• Problem details: Set down all of the data that follows word for word, without the images.

********************

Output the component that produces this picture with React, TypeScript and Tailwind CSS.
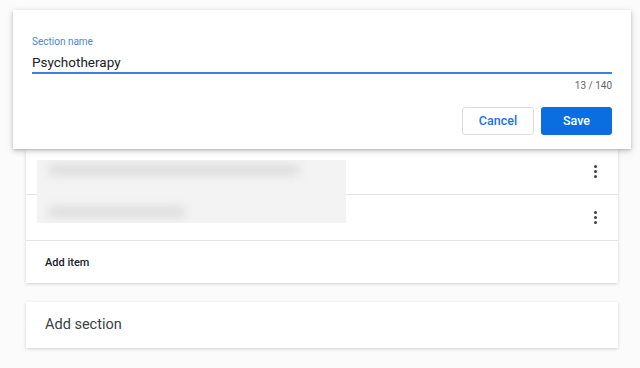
import React from 'react';

function Kebab() {
  return (
    <div className="flex flex-col items-center gap-[2px]">
      <span className="w-[3px] h-[3px] rounded-full bg-[#3c4043]" />
      <span className="w-[3px] h-[3px] rounded-full bg-[#3c4043]" />
      <span className="w-[3px] h-[3px] rounded-full bg-[#3c4043]" />
    </div>
  );
}

export default function App() {
  return (
    <div
      className="relative w-[640px] h-[368px] bg-[#fbfbfb] overflow-hidden"
      style={{ fontFamily: 'Roboto, "Liberation Sans", Arial, sans-serif' }}
    >
      <div className="pt-[149px] px-[26px] w-[644px]">
        <div className="w-[592px] bg-white shadow-[0_1px_3px_rgba(60,64,67,0.22)]">
          <div className="relative">
            <div className="h-[46px] flex items-center justify-end pr-[21px] border-b border-[#e4e4e4]">
              <Kebab />
            </div>
            <div className="h-[46px] flex items-center justify-end pr-[21px] border-b border-[#e4e4e4]">
              <Kebab />
            </div>
            <div className="absolute left-[11px] top-[11px] w-[309px] h-[63px] bg-[#f3f3f3] overflow-hidden">
              <div className="ml-[12px] mt-[5px] w-[250px] h-[10px] bg-[#dcdcdc] blur-[5px]" />
              <div className="ml-[12px] mt-[32px] w-[136px] h-[10px] bg-[#dcdcdc] blur-[5px]" />
            </div>
          </div>
          <div className="h-[42px] flex items-center px-[19px] pt-[3px] text-[11px] font-medium text-[#202124]">
            Add item
          </div>
        </div>
        <div className="mt-[19px] w-[592px] h-[46px] bg-white shadow-[0_1px_3px_rgba(60,64,67,0.22)] flex items-center px-[19px] text-[14.5px] text-[#3c4043]">
          Add section
        </div>
      </div>

      <div className="absolute left-[13px] top-[10px] w-[618px] h-[139px] bg-white shadow-[0_2px_6px_rgba(0,0,0,0.22),0_1px_2px_rgba(0,0,0,0.12)] px-[19px] pt-[26px]">
        <div className="text-[10px] leading-[12px] text-[#4a86dc]">Section name</div>
        <div className="mt-[6px] text-[13.5px] leading-[17px] text-[#202124]">Psychotherapy</div>
        <div className="mt-[1px] h-[2px] bg-[#3c7fe0]" />
        <div className="mt-[6px] text-right text-[10px] leading-[12px] text-[#5f6368]">13 / 140</div>
        <div className="mt-[15px] flex justify-end gap-[7px]">
          <button className="w-[72px] h-[28px] rounded-[3px] border border-[#dadce0] bg-white text-[12.5px] font-medium text-[#1a73e8]">
            Cancel
          </button>
          <button className="w-[71px] h-[28px] rounded-[3px] bg-[#0b6ee0] text-[12.5px] font-medium text-white">
            Save
          </button>
        </div>
      </div>
    </div>
  );
}
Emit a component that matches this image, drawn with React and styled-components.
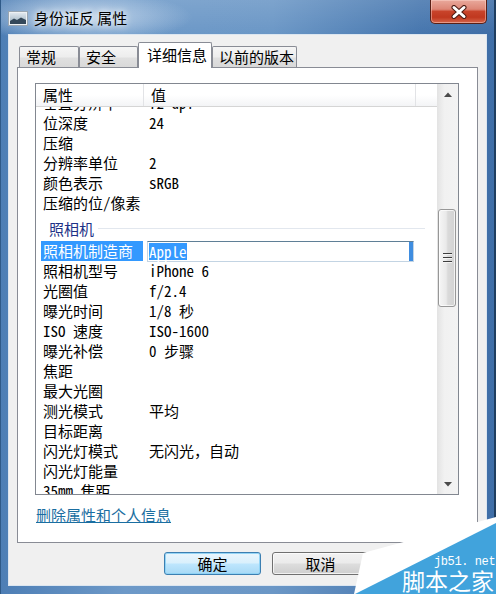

********************

• The response:
Output the component that produces this picture with React, TypeScript and Tailwind CSS.
import React from 'react';

function Kebab() {
  return (
    <div className="flex flex-col items-center gap-[2px]">
      <span className="w-[3px] h-[3px] rounded-full bg-[#3c4043]" />
      <span className="w-[3px] h-[3px] rounded-full bg-[#3c4043]" />
      <span className="w-[3px] h-[3px] rounded-full bg-[#3c4043]" />
    </div>
  );
}

export default function App() {
  return (
    <div
      className="relative w-[640px] h-[368px] bg-[#fbfbfb] overflow-hidden"
      style={{ fontFamily: 'Roboto, "Liberation Sans", Arial, sans-serif' }}
    >
      <div className="pt-[149px] px-[26px] w-[644px]">
        <div className="w-[592px] bg-white shadow-[0_1px_3px_rgba(60,64,67,0.22)]">
          <div className="relative">
            <div className="h-[46px] flex items-center justify-end pr-[21px] border-b border-[#e4e4e4]">
              <Kebab />
            </div>
            <div className="h-[46px] flex items-center justify-end pr-[21px] border-b border-[#e4e4e4]">
              <Kebab />
            </div>
            <div className="absolute left-[11px] top-[11px] w-[309px] h-[63px] bg-[#f3f3f3] overflow-hidden">
              <div className="ml-[12px] mt-[5px] w-[250px] h-[10px] bg-[#dcdcdc] blur-[5px]" />
              <div className="ml-[12px] mt-[32px] w-[136px] h-[10px] bg-[#dcdcdc] blur-[5px]" />
            </div>
          </div>
          <div className="h-[42px] flex items-center px-[19px] pt-[3px] text-[11px] font-medium text-[#202124]">
            Add item
          </div>
        </div>
        <div className="mt-[19px] w-[592px] h-[46px] bg-white shadow-[0_1px_3px_rgba(60,64,67,0.22)] flex items-center px-[19px] text-[14.5px] text-[#3c4043]">
          Add section
        </div>
      </div>

      <div className="absolute left-[13px] top-[10px] w-[618px] h-[139px] bg-white shadow-[0_2px_6px_rgba(0,0,0,0.22),0_1px_2px_rgba(0,0,0,0.12)] px-[19px] pt-[26px]">
        <div className="text-[10px] leading-[12px] text-[#4a86dc]">Section name</div>
        <div className="mt-[6px] text-[13.5px] leading-[17px] text-[#202124]">Psychotherapy</div>
        <div className="mt-[1px] h-[2px] bg-[#3c7fe0]" />
        <div className="mt-[6px] text-right text-[10px] leading-[12px] text-[#5f6368]">13 / 140</div>
        <div className="mt-[15px] flex justify-end gap-[7px]">
          <button className="w-[72px] h-[28px] rounded-[3px] border border-[#dadce0] bg-white text-[12.5px] font-medium text-[#1a73e8]">
            Cancel
          </button>
          <button className="w-[71px] h-[28px] rounded-[3px] bg-[#0b6ee0] text-[12.5px] font-medium text-white">
            Save
          </button>
        </div>
      </div>
    </div>
  );
}
Emit a component that matches this image, drawn with React and styled-components.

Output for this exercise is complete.